- THE EXERCISE: Copy out the listing in full, exactly as written, but not its pictures.
::::::
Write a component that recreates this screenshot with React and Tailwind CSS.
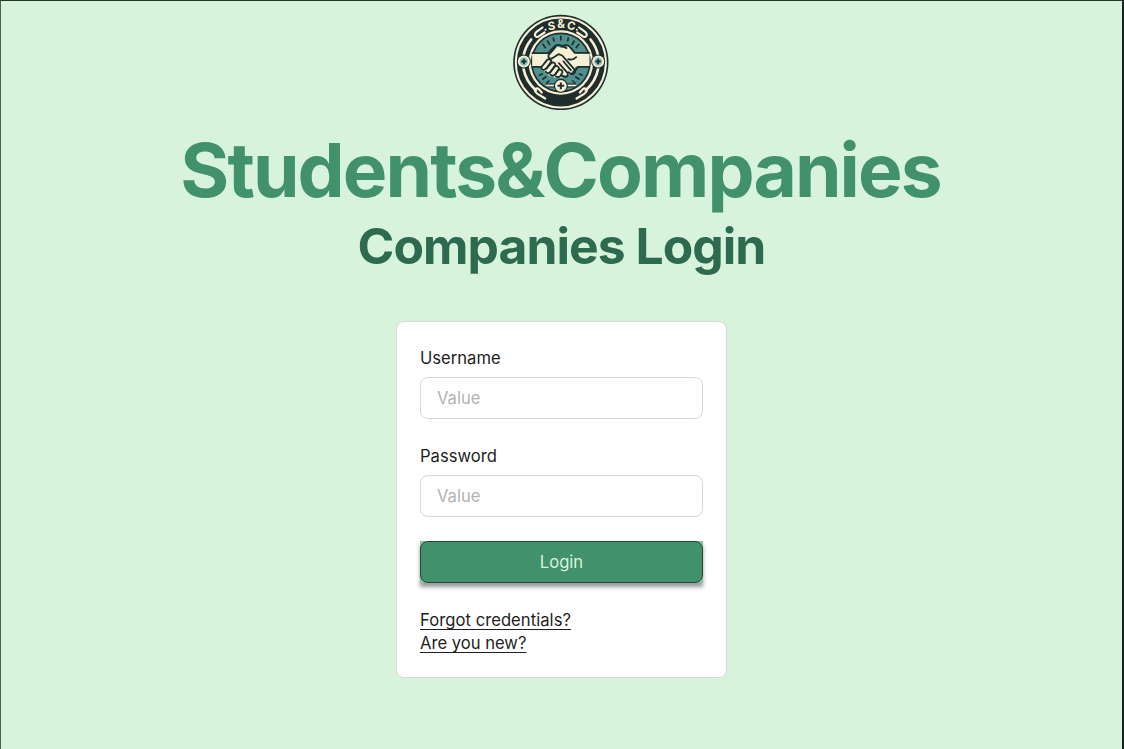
const FONT = "font-['Inter',sans-serif]";

function Logo() {
  const cream = "#f6f0d6";
  const ink = "#1f2e2d";
  const teal = "#50908c";
  return (
    <svg className="mr-px block size-[96px] shrink-0" viewBox="21.5 17.5 288 288" aria-label="S&C">
      <circle cx="165" cy="163" r="143" fill={ink} />
      <circle cx="165" cy="163" r="135" fill="none" stroke={cream} strokeWidth="6" />
      <g fill="none" stroke={cream} strokeLinecap="round">
        <g strokeWidth="8">
          <path d="M76 94A113 113 0 0 0 53 143" />
          <path d="M254 94A113 113 0 0 1 277 143" />
          <path d="M53 182A113 113 0 0 0 90 246" />
          <path d="M277 182A113 113 0 0 1 240 246" />
        </g>
        <g strokeWidth="6.5">
          <path d="M110 58L91 72Q83 81 91 86Q96 88 101 83L116 73" />
          <path d="M220 58L239 72Q247 81 239 86Q234 88 229 83L214 73" />
          <path d="M108 253L98 242Q90 238 87 246Q87 251 95 257L118 271" />
          <path d="M222 253L232 242Q240 238 243 246Q243 251 235 257L212 271" />
        </g>
      </g>
      <circle cx="165" cy="163" r="97" fill={cream} />
      <circle cx="165" cy="163" r="90" fill={ink} />
      <circle cx="165" cy="163" r="85" fill={teal} />
      <g stroke={ink} strokeWidth="5">
        <path d="M165 83V97M142 88L145 100M188 88L185 100M124 97L132 111M206 97L198 111M110 107L120 120M220 107L210 120" />
        <path d="M99 202L111 197M109 214L122 205M231 202L219 197M221 214L208 205M121 226L131 217M209 226L199 217" />
      </g>
      <path d="M79 136H128L148 119Q157 114 166 120L184 114Q194 114 201 125L211 136H251V174H211L194 195Q187 207 177 201Q168 213 158 206Q148 213 141 205Q131 208 128 198Q117 199 116 188Q104 188 108 176L79 174Z" fill={cream} />
      <g fill="none" stroke={ink} strokeWidth="5.5" strokeLinecap="round" strokeLinejoin="round">
        <path d="M80 135H126L148 113Q157 107 169 114Q181 108 190 114L207 134H250" />
        <path d="M80 176H106M250 176H217L200 197" />
        <path d="M149 117L128 141Q126 153 138 151L158 138L169 142L205 183Q211 194 201 198Q195 200 188 192" />
        <path d="M168 113L182 120M211 147Q200 158 187 153" />
        <path d="M112 170L124 155Q132 150 137 159L122 180Q113 190 107 181Q105 177 112 170Z" />
        <path d="M122 181L137 164Q147 160 149 171L134 191Q126 199 120 191" />
        <path d="M134 191L147 175Q157 170 160 182L148 199Q139 207 133 198" />
        <path d="M149 198L158 185Q168 182 170 192L165 202Q158 210 150 205" />
        <path d="M159 165L185 194Q189 204 179 206L166 202M173 160L195 186" />
      </g>
      <path d="M121 232H210" stroke={ink} strokeWidth="12" />
      <path d="M121 232H210" stroke={cream} strokeWidth="5" />
      <circle cx="165" cy="233" r="21" fill={ink} />
      <circle cx="165" cy="233" r="17.5" fill={cream} />
      <path d="M165 223V243M155 233H175" stroke={ink} strokeWidth="6" />
      {[54, 277].map((x) => (
        <g key={x}>
          <circle cx={x} cy="160" r="21" fill={ink} />
          <circle cx={x} cy="160" r="18" fill={cream} />
          <circle cx={x} cy="160" r="12.5" fill="#8fc6c1" />
          <path d={`M${x} 152V168M${x - 8} 160H${x + 8}`} stroke={ink} strokeWidth="5.5" />
        </g>
      ))}
      <g fill={cream} className="font-['Inter',sans-serif] font-bold" fontSize="34" textAnchor="middle">
        <text transform="translate(139 65) rotate(-10)">S</text>
        <text x="166" y="61">&amp;</text>
        <text transform="translate(194 65) rotate(10)">C</text>
      </g>
      <circle cx="119" cy="65" r="3" fill={cream} />
      <circle cx="213" cy="65" r="3" fill={cream} />
    </svg>
  );
}

function Field({ label, type }) {
  return (
    <label className="flex flex-col gap-[7px]">
      <span>{label}</span>
      <input
        type={type}
        placeholder="Value"
        className="h-[42px] w-full rounded-[8px] border border-[#d9d9d9] bg-white px-4 leading-none outline-none placeholder:text-[#b3b3b3]"
      />
    </label>
  );
}

export default function App() {
  return (
    <main className={`${FONT} flex h-[749px] w-full flex-col items-center overflow-hidden border-t border-r-2 border-l border-t-[#26352b] border-r-[#16241c] border-l-[#4c6354] bg-[#d7f3dc] pt-[13px]`}>
      <Logo />
      <h1 className="mt-[15.5px] pr-[2px] text-[74.8px] leading-[89.5px] font-bold tracking-[-1.88px] text-[#40916c]">
        Students&amp;Companies
      </h1>
      <h2 className="mt-px text-[49.8px] leading-[60px] font-bold tracking-[-0.95px] text-[#2d6a4f]">
        Companies Login
      </h2>
      <form className="mt-[45px] flex w-[331px] flex-col rounded-[8px] border border-[#d9d9d9] bg-white px-[23px] pt-[25px] pb-[22px] text-[16.6px] leading-[23px] text-[#1e1e1e]">
        <div className="flex flex-col gap-[26px]">
          <Field label="Username" type="text" />
          <Field label="Password" type="password" />
        </div>
        <div className="mt-6 h-[42px] bg-[#8dbda4] shadow-[0_4px_4px_rgba(0,0,0,0.4)]">
          <button
            type="button"
            className="flex h-[42px] w-full items-center justify-center rounded-[8px] border border-[#1f4a37] bg-[#40916c] pt-px text-[#d8f3dc]"
          >
            Login
          </button>
        </div>
        <div className="mt-[26px] flex flex-col items-start">
          <a href="#forgot" className="tracking-[0.05px] underline decoration-1 underline-offset-[3px] [text-decoration-skip-ink:none]">Forgot credentials?</a>
          <a href="#new" className="underline decoration-1 underline-offset-[3px] [text-decoration-skip-ink:none]">Are you new?</a>
        </div>
      </form>
    </main>
  );
}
::::::
- TASK ANSWER:
Write a component that recreates this screenshot with React and Tailwind CSS.
const FONT = "font-['Inter',sans-serif]";

function Logo() {
  const cream = "#f6f0d6";
  const ink = "#1f2e2d";
  const teal = "#50908c";
  return (
    <svg className="mr-px block size-[96px] shrink-0" viewBox="21.5 17.5 288 288" aria-label="S&C">
      <circle cx="165" cy="163" r="143" fill={ink} />
      <circle cx="165" cy="163" r="135" fill="none" stroke={cream} strokeWidth="6" />
      <g fill="none" stroke={cream} strokeLinecap="round">
        <g strokeWidth="8">
          <path d="M76 94A113 113 0 0 0 53 143" />
          <path d="M254 94A113 113 0 0 1 277 143" />
          <path d="M53 182A113 113 0 0 0 90 246" />
          <path d="M277 182A113 113 0 0 1 240 246" />
        </g>
        <g strokeWidth="6.5">
          <path d="M110 58L91 72Q83 81 91 86Q96 88 101 83L116 73" />
          <path d="M220 58L239 72Q247 81 239 86Q234 88 229 83L214 73" />
          <path d="M108 253L98 242Q90 238 87 246Q87 251 95 257L118 271" />
          <path d="M222 253L232 242Q240 238 243 246Q243 251 235 257L212 271" />
        </g>
      </g>
      <circle cx="165" cy="163" r="97" fill={cream} />
      <circle cx="165" cy="163" r="90" fill={ink} />
      <circle cx="165" cy="163" r="85" fill={teal} />
      <g stroke={ink} strokeWidth="5">
        <path d="M165 83V97M142 88L145 100M188 88L185 100M124 97L132 111M206 97L198 111M110 107L120 120M220 107L210 120" />
        <path d="M99 202L111 197M109 214L122 205M231 202L219 197M221 214L208 205M121 226L131 217M209 226L199 217" />
      </g>
      <path d="M79 136H128L148 119Q157 114 166 120L184 114Q194 114 201 125L211 136H251V174H211L194 195Q187 207 177 201Q168 213 158 206Q148 213 141 205Q131 208 128 198Q117 199 116 188Q104 188 108 176L79 174Z" fill={cream} />
      <g fill="none" stroke={ink} strokeWidth="5.5" strokeLinecap="round" strokeLinejoin="round">
        <path d="M80 135H126L148 113Q157 107 169 114Q181 108 190 114L207 134H250" />
        <path d="M80 176H106M250 176H217L200 197" />
        <path d="M149 117L128 141Q126 153 138 151L158 138L169 142L205 183Q211 194 201 198Q195 200 188 192" />
        <path d="M168 113L182 120M211 147Q200 158 187 153" />
        <path d="M112 170L124 155Q132 150 137 159L122 180Q113 190 107 181Q105 177 112 170Z" />
        <path d="M122 181L137 164Q147 160 149 171L134 191Q126 199 120 191" />
        <path d="M134 191L147 175Q157 170 160 182L148 199Q139 207 133 198" />
        <path d="M149 198L158 185Q168 182 170 192L165 202Q158 210 150 205" />
        <path d="M159 165L185 194Q189 204 179 206L166 202M173 160L195 186" />
      </g>
      <path d="M121 232H210" stroke={ink} strokeWidth="12" />
      <path d="M121 232H210" stroke={cream} strokeWidth="5" />
      <circle cx="165" cy="233" r="21" fill={ink} />
      <circle cx="165" cy="233" r="17.5" fill={cream} />
      <path d="M165 223V243M155 233H175" stroke={ink} strokeWidth="6" />
      {[54, 277].map((x) => (
        <g key={x}>
          <circle cx={x} cy="160" r="21" fill={ink} />
          <circle cx={x} cy="160" r="18" fill={cream} />
          <circle cx={x} cy="160" r="12.5" fill="#8fc6c1" />
          <path d={`M${x} 152V168M${x - 8} 160H${x + 8}`} stroke={ink} strokeWidth="5.5" />
        </g>
      ))}
      <g fill={cream} className="font-['Inter',sans-serif] font-bold" fontSize="34" textAnchor="middle">
        <text transform="translate(139 65) rotate(-10)">S</text>
        <text x="166" y="61">&amp;</text>
        <text transform="translate(194 65) rotate(10)">C</text>
      </g>
      <circle cx="119" cy="65" r="3" fill={cream} />
      <circle cx="213" cy="65" r="3" fill={cream} />
    </svg>
  );
}

function Field({ label, type }) {
  return (
    <label className="flex flex-col gap-[7px]">
      <span>{label}</span>
      <input
        type={type}
        placeholder="Value"
        className="h-[42px] w-full rounded-[8px] border border-[#d9d9d9] bg-white px-4 leading-none outline-none placeholder:text-[#b3b3b3]"
      />
    </label>
  );
}

export default function App() {
  return (
    <main className={`${FONT} flex h-[749px] w-full flex-col items-center overflow-hidden border-t border-r-2 border-l border-t-[#26352b] border-r-[#16241c] border-l-[#4c6354] bg-[#d7f3dc] pt-[13px]`}>
      <Logo />
      <h1 className="mt-[15.5px] pr-[2px] text-[74.8px] leading-[89.5px] font-bold tracking-[-1.88px] text-[#40916c]">
        Students&amp;Companies
      </h1>
      <h2 className="mt-px text-[49.8px] leading-[60px] font-bold tracking-[-0.95px] text-[#2d6a4f]">
        Companies Login
      </h2>
      <form className="mt-[45px] flex w-[331px] flex-col rounded-[8px] border border-[#d9d9d9] bg-white px-[23px] pt-[25px] pb-[22px] text-[16.6px] leading-[23px] text-[#1e1e1e]">
        <div className="flex flex-col gap-[26px]">
          <Field label="Username" type="text" />
          <Field label="Password" type="password" />
        </div>
        <div className="mt-6 h-[42px] bg-[#8dbda4] shadow-[0_4px_4px_rgba(0,0,0,0.4)]">
          <button
            type="button"
            className="flex h-[42px] w-full items-center justify-center rounded-[8px] border border-[#1f4a37] bg-[#40916c] pt-px text-[#d8f3dc]"
          >
            Login
          </button>
        </div>
        <div className="mt-[26px] flex flex-col items-start">
          <a href="#forgot" className="tracking-[0.05px] underline decoration-1 underline-offset-[3px] [text-decoration-skip-ink:none]">Forgot credentials?</a>
          <a href="#new" className="underline decoration-1 underline-offset-[3px] [text-decoration-skip-ink:none]">Are you new?</a>
        </div>
      </form>
    </main>
  );
}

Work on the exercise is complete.